While according to Nascimento, hiring overseas personnel to conduct training in the beginning stages was nothing out of the ordinary, there is a general consensus in the industry that vigorous training could take up to six months to meet the demands of a five-star hotel.
Director of Ariantze Hotel Sidewalk Café and Jazz Club Cathy Hughes said that prior to the Marriott management making official statements it is not clear how it has been proceeding in terms of training and hiring of staff. “In Guyana training has always been an issue and the art of training is expensive,” she said.
Hughes noted that the Marriott was an established brand and it was more than likely that training would be done in-house and that the company philosophy would be the determining factor in how it proceeds with hiring and training.

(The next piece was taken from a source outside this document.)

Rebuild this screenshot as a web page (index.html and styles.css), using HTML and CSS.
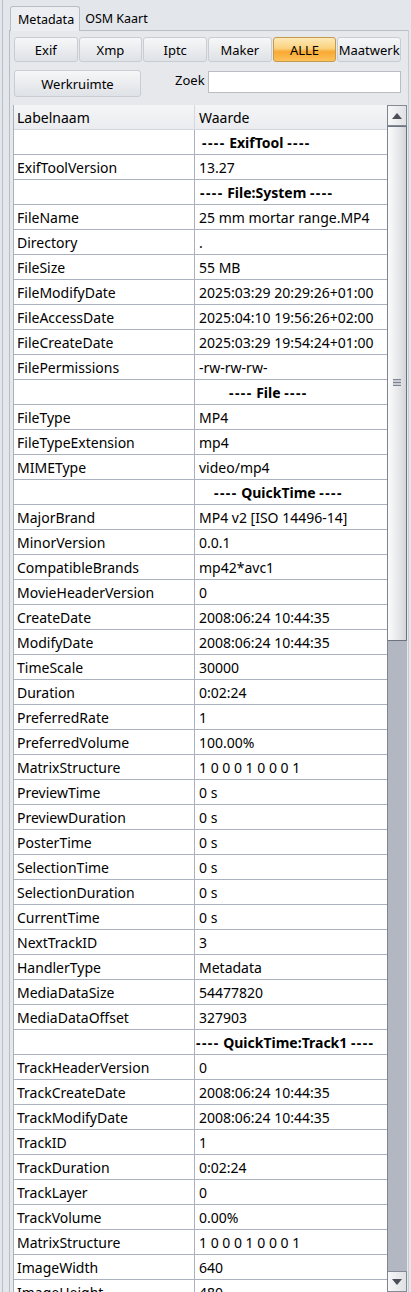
FILE: index.html
```html
<!DOCTYPE html>
<html>
<head>
<meta charset="utf-8">
<link rel="stylesheet" href="styles.css">
</head>
<body>
<div class="app">
  <div class="tabs">
    <div class="tab active">Metadata</div>
    <div class="tab">OSM Kaart</div>
  </div>
  <div class="pane">
    <div class="btnrow">
      <div class="btn">Exif</div>
      <div class="btn">Xmp</div>
      <div class="btn">Iptc</div>
      <div class="btn">Maker</div>
      <div class="btn on">ALLE</div>
      <div class="btn">Maatwerk</div>
    </div>
    <div class="row2">
      <div class="btn wide">Werkruimte</div>
      <label class="zoek">Zoek</label>
      <div class="input"></div>
    </div>
    <div class="grid">
      <div class="table">
        <div class="tr head"><div class="c1">Labelnaam</div><div class="c2">Waarde</div></div>
        <div class="tr sec"><div class="c1"></div><div class="c2 p7"><span class="d">----</span> ExifTool <span class="d">----</span></div></div>
        <div class="tr"><div class="c1">ExifToolVersion</div><div class="c2">13.27</div></div>
        <div class="tr sec"><div class="c1"></div><div class="c2 p5"><span class="d">----</span> File:System <span class="d">----</span></div></div>
        <div class="tr"><div class="c1">FileName</div><div class="c2">25 mm mortar range.MP4</div></div>
        <div class="tr"><div class="c1">Directory</div><div class="c2">.</div></div>
        <div class="tr"><div class="c1">FileSize</div><div class="c2">55 MB</div></div>
        <div class="tr"><div class="c1">FileModifyDate</div><div class="c2">2025:03:29 20:29:26+01:00</div></div>
        <div class="tr"><div class="c1">FileAccessDate</div><div class="c2">2025:04:10 19:56:26+02:00</div></div>
        <div class="tr"><div class="c1">FileCreateDate</div><div class="c2">2025:03:29 19:54:24+01:00</div></div>
        <div class="tr"><div class="c1">FilePermissions</div><div class="c2">-rw-rw-rw-</div></div>
        <div class="tr sec"><div class="c1"></div><div class="c2 p34"><span class="d">----</span> File <span class="d">----</span></div></div>
        <div class="tr"><div class="c1">FileType</div><div class="c2">MP4</div></div>
        <div class="tr"><div class="c1">FileTypeExtension</div><div class="c2">mp4</div></div>
        <div class="tr"><div class="c1">MIMEType</div><div class="c2">video/mp4</div></div>
        <div class="tr sec"><div class="c1"></div><div class="c2 p19"><span class="d">----</span> QuickTime <span class="d">----</span></div></div>
        <div class="tr"><div class="c1">MajorBrand</div><div class="c2">MP4 v2 [ISO 14496-14]</div></div>
        <div class="tr"><div class="c1">MinorVersion</div><div class="c2">0.0.1</div></div>
        <div class="tr"><div class="c1">CompatibleBrands</div><div class="c2">mp42*avc1</div></div>
        <div class="tr"><div class="c1">MovieHeaderVersion</div><div class="c2">0</div></div>
        <div class="tr"><div class="c1">CreateDate</div><div class="c2">2008:06:24 10:44:35</div></div>
        <div class="tr"><div class="c1">ModifyDate</div><div class="c2">2008:06:24 10:44:35</div></div>
        <div class="tr"><div class="c1">TimeScale</div><div class="c2">30000</div></div>
        <div class="tr"><div class="c1">Duration</div><div class="c2">0:02:24</div></div>
        <div class="tr"><div class="c1">PreferredRate</div><div class="c2">1</div></div>
        <div class="tr"><div class="c1">PreferredVolume</div><div class="c2">100.00%</div></div>
        <div class="tr"><div class="c1">MatrixStructure</div><div class="c2">1 0 0 0 1 0 0 0 1</div></div>
        <div class="tr"><div class="c1">PreviewTime</div><div class="c2">0 s</div></div>
        <div class="tr"><div class="c1">PreviewDuration</div><div class="c2">0 s</div></div>
        <div class="tr"><div class="c1">PosterTime</div><div class="c2">0 s</div></div>
        <div class="tr"><div class="c1">SelectionTime</div><div class="c2">0 s</div></div>
        <div class="tr"><div class="c1">SelectionDuration</div><div class="c2">0 s</div></div>
        <div class="tr"><div class="c1">CurrentTime</div><div class="c2">0 s</div></div>
        <div class="tr"><div class="c1">NextTrackID</div><div class="c2">3</div></div>
        <div class="tr"><div class="c1">HandlerType</div><div class="c2">Metadata</div></div>
        <div class="tr"><div class="c1">MediaDataSize</div><div class="c2">54477820</div></div>
        <div class="tr"><div class="c1">MediaDataOffset</div><div class="c2">327903</div></div>
        <div class="tr sec"><div class="c1"></div><div class="c2 p1"><span class="d">----</span> QuickTime:Track1 <span class="d">----</span></div></div>
        <div class="tr"><div class="c1">TrackHeaderVersion</div><div class="c2">0</div></div>
        <div class="tr"><div class="c1">TrackCreateDate</div><div class="c2">2008:06:24 10:44:35</div></div>
        <div class="tr"><div class="c1">TrackModifyDate</div><div class="c2">2008:06:24 10:44:35</div></div>
        <div class="tr"><div class="c1">TrackID</div><div class="c2">1</div></div>
        <div class="tr"><div class="c1">TrackDuration</div><div class="c2">0:02:24</div></div>
        <div class="tr"><div class="c1">TrackLayer</div><div class="c2">0</div></div>
        <div class="tr"><div class="c1">TrackVolume</div><div class="c2">0.00%</div></div>
        <div class="tr"><div class="c1">MatrixStructure</div><div class="c2">1 0 0 0 1 0 0 0 1</div></div>
        <div class="tr"><div class="c1">ImageWidth</div><div class="c2">640</div></div>
        <div class="tr"><div class="c1">ImageHeight</div><div class="c2">480</div></div>
      </div>
      <div class="vscroll">
        <div class="arrow up"><svg width="10" height="6" viewBox="0 0 10 6"><path d="M0 6 L5 0 L10 6 Z" fill="#4a4f57"/></svg></div>
        <div class="thumb"><span class="grip"></span></div>
        <div class="track"></div>
        <div class="arrow down"><svg width="10" height="6" viewBox="0 0 10 6"><path d="M0 0 L5 6 L10 0 Z" fill="#4a4f57"/></svg></div>
      </div>
    </div>
  </div>
</div>
</body>
</html>
```
FILE: styles.css
```css
html, body {
  margin: 0;
  padding: 0;
}
body {
  width: 411px;
  height: 1292px;
  overflow: hidden;
  background: #e3e6ea;
  font-family: "Noto Sans", "Open Sans", sans-serif;
  color: #000;
}
.app {
  margin-left: 2px;
  border-left: 1px solid #b9bec6;
  padding-left: 6px;
  height: 1292px;
  box-sizing: border-box;
}
.tabs {
  display: flex;
  padding-top: 6px;
  height: 24px;
  position: relative;
  z-index: 1;
}
.tab {
  font-size: 12.5px;
  line-height: 25px;
  padding: 0 5px;
  height: 24px;
}
.tab.active {
  margin-left: 1px;
  padding: 0 5px 0 7px;
  height: 25px;
  border: 1px solid #b9bec6;
  border-bottom: none;
  border-radius: 3px 3px 0 0;
  background: #eceef1;
  box-sizing: border-box;
  line-height: 25px;
}
.pane {
  border: 1px solid #b9bec6;
  border-right-color: #c9cdd3;
  background: #e6e8ec;
  padding: 6px 1px 0 4px;
  height: 1300px;
  box-sizing: border-box;
  width: 400px;
}
.btnrow {
  display: grid;
  grid-template-columns: repeat(6, 1fr);
  gap: 1px;
  margin-right: 6px;
  height: 25px;
}
.btn {
  box-sizing: border-box;
  height: 25px;
  border: 1px solid #c8ccd3;
  border-radius: 3px;
  background: linear-gradient(#f6f7f8, #e9ebee 55%, #dfe2e6);
  font-size: 13px;
  line-height: 24px;
  text-align: center;
  white-space: nowrap;
}
.btn.on {
  border-color: #c49a4e;
  background: linear-gradient(#fde9b8, #fbd27e 45%, #f9a933 60%, #fdc25a);
}
.row2 {
  display: flex;
  align-items: flex-start;
  margin-top: 8px;
  height: 27px;
  margin-right: 6px;
}
.btn.wide {
  width: 127px;
  height: 27px;
  line-height: 27px;
}
.zoek {
  font-size: 13px;
  margin-left: 34px;
  line-height: 20px;
  margin-right: 3px;
}
.input {
  flex: 1;
  height: 22px;
  margin-top: 1px;
  box-sizing: border-box;
  border: 1px solid #b9bec6;
  background: #fff;
}
.grid {
  display: flex;
  margin-top: 8px;
  margin-left: -1px;
  height: 1187px;
}
.table {
  width: 374px;
  border-left: 1px solid #a9b1bd;
  background: #fff;
  overflow: hidden;
  font-size: 14px;
}
.tr {
  display: flex;
  height: 25px;
  box-sizing: border-box;
  border-bottom: 1px solid #a9b2be;
  white-space: nowrap;
}
.tr.head {
  background: linear-gradient(#f4f5f7, #eaecef);
  border-bottom-color: #d4d8de;
}
.c1, .c2 {
  line-height: 26px;
  overflow: hidden;
}
.c1 {
  width: 181px;
  box-sizing: border-box;
  border-right: 1px solid #a9b2be;
  padding-left: 3px;
}
.c2 {
  flex: 1;
  padding-left: 4px;
}
.head .c1 { border-right-color: #d4d8de; }
.sec .c2 { font-weight: bold; }
.d { letter-spacing: 1.4px; }
.p1 { padding-left: 1px; }
.p5 { padding-left: 5px; }
.p7 { padding-left: 7px; }
.p19 { padding-left: 19px; }
.p34 { padding-left: 34px; }
.vscroll {
  width: 20px;
  display: flex;
  flex-direction: column;
  background: #b3b7c1;
  border-left: 1px solid #7d8591;
  box-sizing: border-box;
}
.arrow {
  height: 21px;
  box-sizing: border-box;
  border: 1px solid #848b96;
  border-left: none;
  background: linear-gradient(90deg, #f7f7f8, #dfe1e4);
  display: flex;
  align-items: center;
  justify-content: center;
}
.thumb {
  height: 515px;
  box-sizing: border-box;
  border: 1px solid #6c7480;
  border-left: none;
  background: linear-gradient(90deg, #fbfbfb, #e6e7e9 60%, #d2d4d8);
  position: relative;
}
.grip {
  position: absolute;
  left: 5px;
  top: 252px;
  width: 8px;
  height: 7px;
  background: repeating-linear-gradient(#7d8591 0 1px, #c9ccd2 1px 3px);
}
.track {
  flex: 1;
}
```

She said that like all hotels it will cater to its market and the business traveller with a company allowance that will cater for a US$200 a night room will have a different experience expectation than the backpacker who is likely to have a less established budget.
Hughes stated that for the Marriott it will have the backing of its brand.
However, this can be both a positive and a negative as customers will be expecting a level of service that many in Guyana have too often complained has never been achieved.
Head of Atlantic Hotel Inc, the special company that was established to run the Marriott project, Winston Brassington, had previously stated that Marriott General Manager Roberto Grisi would soon be permanently residing in Guyana and staffing concerns would be addressed shortly.